• _THE REQUEST_: Locate all lines with the word "Reproduce". Copy them.

## BEGIN AVAILABLE RECORDS

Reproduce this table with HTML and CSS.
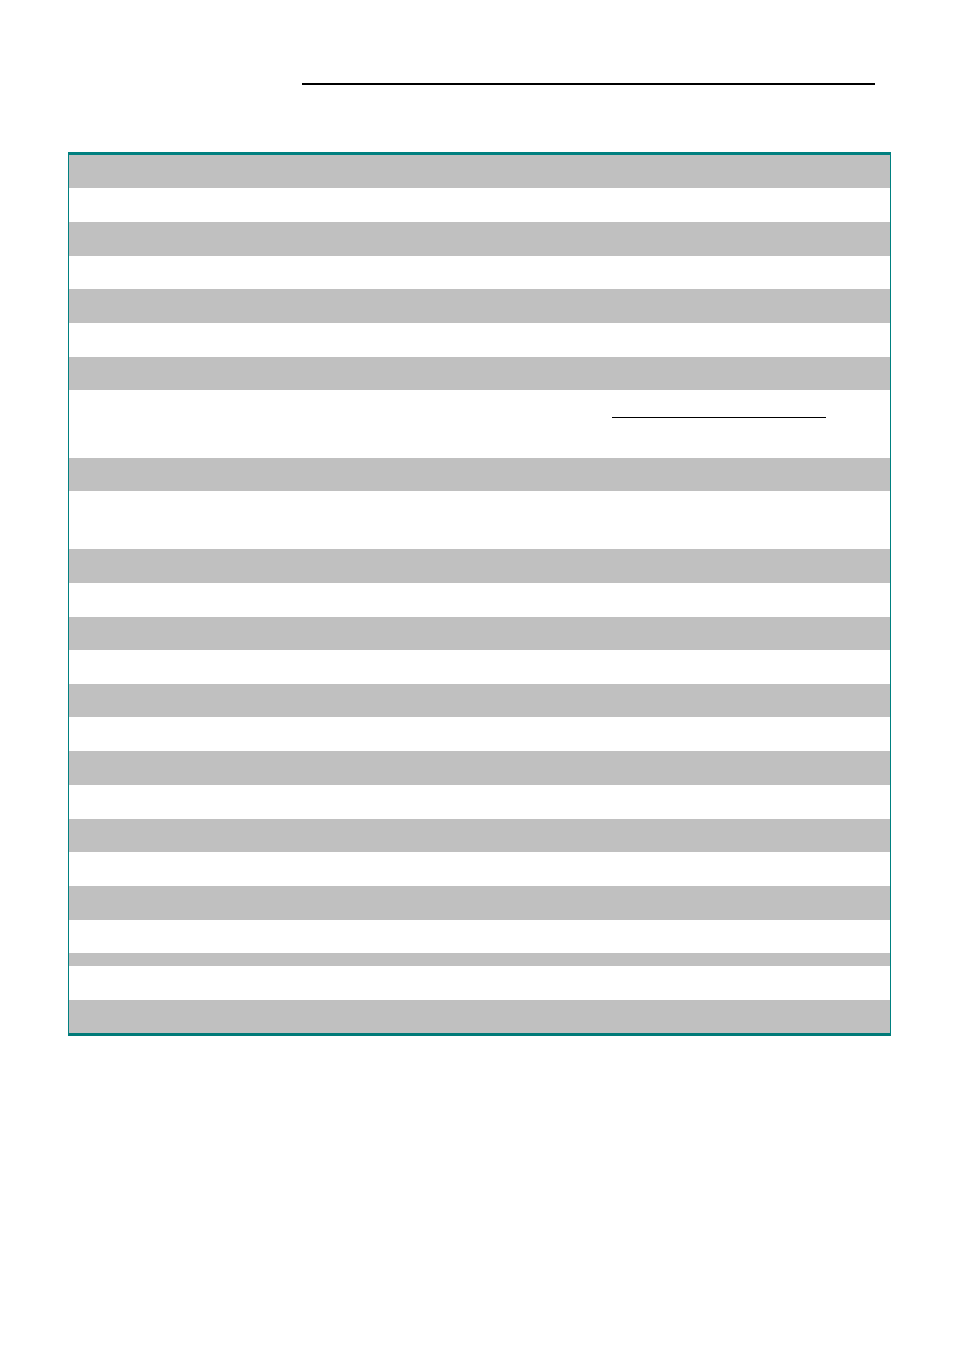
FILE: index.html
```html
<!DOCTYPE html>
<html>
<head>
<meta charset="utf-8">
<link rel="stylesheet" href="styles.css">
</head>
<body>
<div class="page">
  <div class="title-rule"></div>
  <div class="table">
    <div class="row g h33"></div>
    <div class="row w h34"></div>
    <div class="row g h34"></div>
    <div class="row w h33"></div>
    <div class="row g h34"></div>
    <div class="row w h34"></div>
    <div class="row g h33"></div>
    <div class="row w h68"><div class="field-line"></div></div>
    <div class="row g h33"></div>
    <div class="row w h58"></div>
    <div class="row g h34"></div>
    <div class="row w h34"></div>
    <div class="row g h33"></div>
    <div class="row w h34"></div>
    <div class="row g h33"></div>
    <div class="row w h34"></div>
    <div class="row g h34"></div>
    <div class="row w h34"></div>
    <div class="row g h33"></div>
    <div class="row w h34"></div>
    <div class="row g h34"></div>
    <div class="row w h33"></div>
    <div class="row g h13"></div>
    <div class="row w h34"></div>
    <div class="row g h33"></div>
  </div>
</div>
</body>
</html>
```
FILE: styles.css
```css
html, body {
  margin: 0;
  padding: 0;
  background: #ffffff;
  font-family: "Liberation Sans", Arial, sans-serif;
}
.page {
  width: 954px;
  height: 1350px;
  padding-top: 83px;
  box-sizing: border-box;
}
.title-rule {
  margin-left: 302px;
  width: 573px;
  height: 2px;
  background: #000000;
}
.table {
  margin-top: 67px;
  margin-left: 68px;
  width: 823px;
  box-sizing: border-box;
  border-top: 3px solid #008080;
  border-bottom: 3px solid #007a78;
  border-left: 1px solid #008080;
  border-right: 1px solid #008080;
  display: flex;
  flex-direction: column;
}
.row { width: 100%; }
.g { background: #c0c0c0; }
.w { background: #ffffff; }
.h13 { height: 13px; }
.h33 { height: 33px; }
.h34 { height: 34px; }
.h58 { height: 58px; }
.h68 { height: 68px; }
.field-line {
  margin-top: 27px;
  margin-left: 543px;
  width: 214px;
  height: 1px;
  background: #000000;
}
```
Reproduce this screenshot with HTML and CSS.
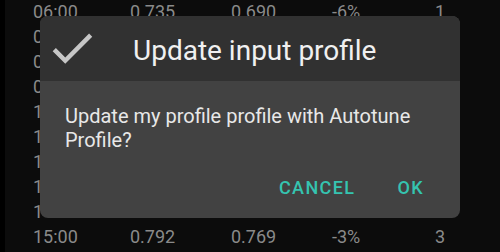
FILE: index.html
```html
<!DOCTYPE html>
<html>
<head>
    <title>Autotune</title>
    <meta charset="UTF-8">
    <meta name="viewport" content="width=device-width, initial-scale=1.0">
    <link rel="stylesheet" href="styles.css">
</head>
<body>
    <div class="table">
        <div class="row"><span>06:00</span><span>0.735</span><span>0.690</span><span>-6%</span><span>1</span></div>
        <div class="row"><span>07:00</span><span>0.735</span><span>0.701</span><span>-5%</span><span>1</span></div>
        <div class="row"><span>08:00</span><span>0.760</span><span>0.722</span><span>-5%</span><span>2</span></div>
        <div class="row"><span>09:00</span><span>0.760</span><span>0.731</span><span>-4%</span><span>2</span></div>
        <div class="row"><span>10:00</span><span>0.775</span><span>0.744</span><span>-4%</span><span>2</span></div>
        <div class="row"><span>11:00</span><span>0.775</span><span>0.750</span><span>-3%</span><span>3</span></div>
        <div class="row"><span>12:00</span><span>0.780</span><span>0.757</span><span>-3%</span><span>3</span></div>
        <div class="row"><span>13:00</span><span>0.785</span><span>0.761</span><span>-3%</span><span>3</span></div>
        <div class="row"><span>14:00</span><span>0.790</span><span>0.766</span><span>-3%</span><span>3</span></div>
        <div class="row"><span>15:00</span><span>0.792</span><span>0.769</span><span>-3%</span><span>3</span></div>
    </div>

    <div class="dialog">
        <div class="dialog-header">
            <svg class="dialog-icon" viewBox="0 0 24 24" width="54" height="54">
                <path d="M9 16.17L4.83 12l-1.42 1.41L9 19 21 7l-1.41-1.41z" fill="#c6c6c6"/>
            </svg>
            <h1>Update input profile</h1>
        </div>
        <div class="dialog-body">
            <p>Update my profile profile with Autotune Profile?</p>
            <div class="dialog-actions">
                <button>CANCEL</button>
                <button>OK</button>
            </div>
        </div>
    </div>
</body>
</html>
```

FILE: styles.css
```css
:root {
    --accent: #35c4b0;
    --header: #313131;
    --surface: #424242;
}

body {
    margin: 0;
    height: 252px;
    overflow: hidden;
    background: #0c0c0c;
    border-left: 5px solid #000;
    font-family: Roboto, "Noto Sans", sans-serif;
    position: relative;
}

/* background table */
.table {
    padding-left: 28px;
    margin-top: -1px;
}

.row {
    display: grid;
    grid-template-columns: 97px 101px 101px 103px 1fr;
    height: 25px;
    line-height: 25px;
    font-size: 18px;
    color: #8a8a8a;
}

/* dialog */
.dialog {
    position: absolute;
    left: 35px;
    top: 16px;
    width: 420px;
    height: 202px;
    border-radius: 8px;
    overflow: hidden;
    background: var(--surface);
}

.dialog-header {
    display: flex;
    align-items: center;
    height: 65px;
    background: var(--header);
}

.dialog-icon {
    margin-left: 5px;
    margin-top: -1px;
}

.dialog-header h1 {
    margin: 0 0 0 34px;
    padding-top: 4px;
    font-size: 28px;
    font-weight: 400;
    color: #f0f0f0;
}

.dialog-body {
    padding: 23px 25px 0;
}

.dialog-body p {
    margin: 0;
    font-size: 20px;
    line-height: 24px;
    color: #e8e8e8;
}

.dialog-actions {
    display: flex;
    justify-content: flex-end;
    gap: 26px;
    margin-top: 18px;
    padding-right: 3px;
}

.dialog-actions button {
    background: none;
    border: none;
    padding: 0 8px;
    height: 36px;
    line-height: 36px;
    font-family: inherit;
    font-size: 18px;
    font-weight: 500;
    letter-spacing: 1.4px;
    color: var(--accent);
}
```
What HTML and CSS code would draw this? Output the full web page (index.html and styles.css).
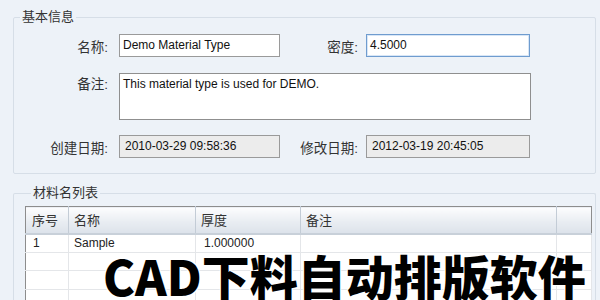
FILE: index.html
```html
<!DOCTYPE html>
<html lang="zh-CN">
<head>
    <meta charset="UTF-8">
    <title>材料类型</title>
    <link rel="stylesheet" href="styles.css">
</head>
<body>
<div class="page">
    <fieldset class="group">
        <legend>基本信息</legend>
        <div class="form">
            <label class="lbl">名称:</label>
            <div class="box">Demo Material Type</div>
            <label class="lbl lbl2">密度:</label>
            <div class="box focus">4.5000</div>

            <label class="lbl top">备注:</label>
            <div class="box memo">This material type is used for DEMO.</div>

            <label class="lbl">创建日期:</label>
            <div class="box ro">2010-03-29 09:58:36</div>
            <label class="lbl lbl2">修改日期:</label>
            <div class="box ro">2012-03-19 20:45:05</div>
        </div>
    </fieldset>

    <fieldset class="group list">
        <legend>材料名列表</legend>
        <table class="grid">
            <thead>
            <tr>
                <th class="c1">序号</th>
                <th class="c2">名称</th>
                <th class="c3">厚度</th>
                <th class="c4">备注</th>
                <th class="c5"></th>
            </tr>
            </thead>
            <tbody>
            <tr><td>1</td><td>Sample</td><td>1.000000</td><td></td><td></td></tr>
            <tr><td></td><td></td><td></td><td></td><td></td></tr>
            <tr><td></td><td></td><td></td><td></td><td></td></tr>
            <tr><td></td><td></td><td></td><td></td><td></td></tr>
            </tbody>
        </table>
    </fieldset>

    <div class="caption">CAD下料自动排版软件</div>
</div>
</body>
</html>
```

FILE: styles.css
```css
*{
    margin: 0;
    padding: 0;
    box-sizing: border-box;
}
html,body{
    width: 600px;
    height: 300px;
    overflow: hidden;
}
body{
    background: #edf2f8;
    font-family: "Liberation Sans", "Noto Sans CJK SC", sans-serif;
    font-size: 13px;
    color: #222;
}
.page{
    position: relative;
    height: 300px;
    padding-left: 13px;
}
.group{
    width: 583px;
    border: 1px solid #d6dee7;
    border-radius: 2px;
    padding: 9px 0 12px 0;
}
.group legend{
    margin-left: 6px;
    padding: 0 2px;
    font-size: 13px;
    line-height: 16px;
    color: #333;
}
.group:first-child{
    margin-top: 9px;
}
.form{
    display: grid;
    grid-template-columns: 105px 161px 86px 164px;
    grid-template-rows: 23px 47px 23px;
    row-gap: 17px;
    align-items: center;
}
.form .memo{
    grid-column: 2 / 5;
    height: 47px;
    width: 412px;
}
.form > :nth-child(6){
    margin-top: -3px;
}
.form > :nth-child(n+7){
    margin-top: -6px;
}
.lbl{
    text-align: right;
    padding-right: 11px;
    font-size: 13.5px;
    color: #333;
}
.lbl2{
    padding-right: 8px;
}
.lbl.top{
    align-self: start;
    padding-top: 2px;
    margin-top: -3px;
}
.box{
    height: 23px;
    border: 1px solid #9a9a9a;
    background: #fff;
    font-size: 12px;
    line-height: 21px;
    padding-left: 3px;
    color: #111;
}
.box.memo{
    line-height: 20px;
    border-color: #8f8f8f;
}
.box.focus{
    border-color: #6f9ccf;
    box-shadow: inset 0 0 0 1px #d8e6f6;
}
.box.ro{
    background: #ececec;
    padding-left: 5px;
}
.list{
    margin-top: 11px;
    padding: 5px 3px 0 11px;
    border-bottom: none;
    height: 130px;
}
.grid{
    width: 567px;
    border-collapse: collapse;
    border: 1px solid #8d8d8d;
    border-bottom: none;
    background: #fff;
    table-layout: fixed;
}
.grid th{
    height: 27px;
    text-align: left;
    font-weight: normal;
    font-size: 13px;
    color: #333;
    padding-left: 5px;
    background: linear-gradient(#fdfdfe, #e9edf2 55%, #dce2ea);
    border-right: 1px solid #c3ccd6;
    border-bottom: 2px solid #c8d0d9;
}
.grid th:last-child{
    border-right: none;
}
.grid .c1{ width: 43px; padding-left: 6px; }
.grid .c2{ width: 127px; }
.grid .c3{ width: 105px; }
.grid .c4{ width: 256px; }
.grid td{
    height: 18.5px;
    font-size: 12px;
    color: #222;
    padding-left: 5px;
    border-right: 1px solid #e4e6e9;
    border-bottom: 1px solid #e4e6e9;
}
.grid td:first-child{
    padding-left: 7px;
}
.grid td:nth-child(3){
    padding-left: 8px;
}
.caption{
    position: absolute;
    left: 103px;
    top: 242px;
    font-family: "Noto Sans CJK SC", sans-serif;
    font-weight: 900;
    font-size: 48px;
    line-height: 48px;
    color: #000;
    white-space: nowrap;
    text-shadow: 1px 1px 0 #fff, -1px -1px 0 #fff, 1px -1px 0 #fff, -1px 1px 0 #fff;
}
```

## END AVAILABLE RECORDS

• _SOLUTION TO THE PROBLEM_:
Reproduce this table with HTML and CSS.
Reproduce this screenshot with HTML and CSS.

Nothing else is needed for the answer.